Anti-industry activists have seized on the issue and are not only arguing that the industry has an inherent culture of sexual harassment, but that the system of tipping itself is the economic underpinning of that culture. That a compensation system where customers can financially reward performance of an employee creates the opportunity for servers to be harassed. The bottom line is that the anti-tipping campaign has formally merged forces with the sexual harassment campaign and they are winning the conversation — at least for now.
In fact, the New York Times has been running regular stories on this issue and a recent Associated Press piece appeared in numerous major dailies across the country – just in the last two weeks.
Folks, this one is not going away and we can’t P&L our way out of it this time. New York City currently has a bill in front of the city council that would mandate all employers provide 80 hours of sexual harassment training a year. Once that passes in however shape or form, it will become a template for countless cities across the country. How we approach that bill, how we enter into the conversation, how we talk about it with not only policy makers but our employees, how we are willing to compromise and accommodate — our collective action — will be a seminal moment in whether the industry ultimately finds itself on the right side of history or not.
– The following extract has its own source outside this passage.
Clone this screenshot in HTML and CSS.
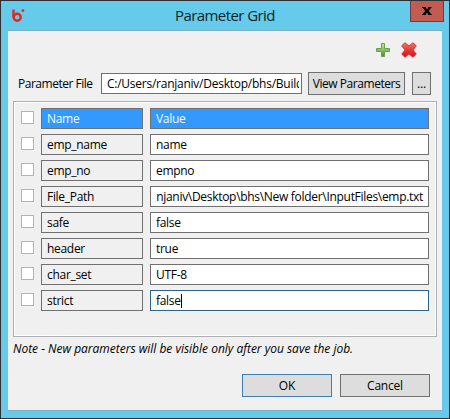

I was recently privy to an industry conversation regarding how operators should take action in New York City. Surprisingly, I learned the subject was not sexual harassment at all as I assumed it would be. No, it was not about the most critical social issue the industry has faced in years. Quite the contrary.
The conversation was about fighting back against a rat infestation regulation. Rat infestation. I kid you not. Here we go again with more tone deafness and circular conversations. I don’t know how far down in the mine you have to dig to unearth that gem, but I sure know it gets you further away from the surface and the matter Americans are fiercely concerned about right now and for the foreseeable future.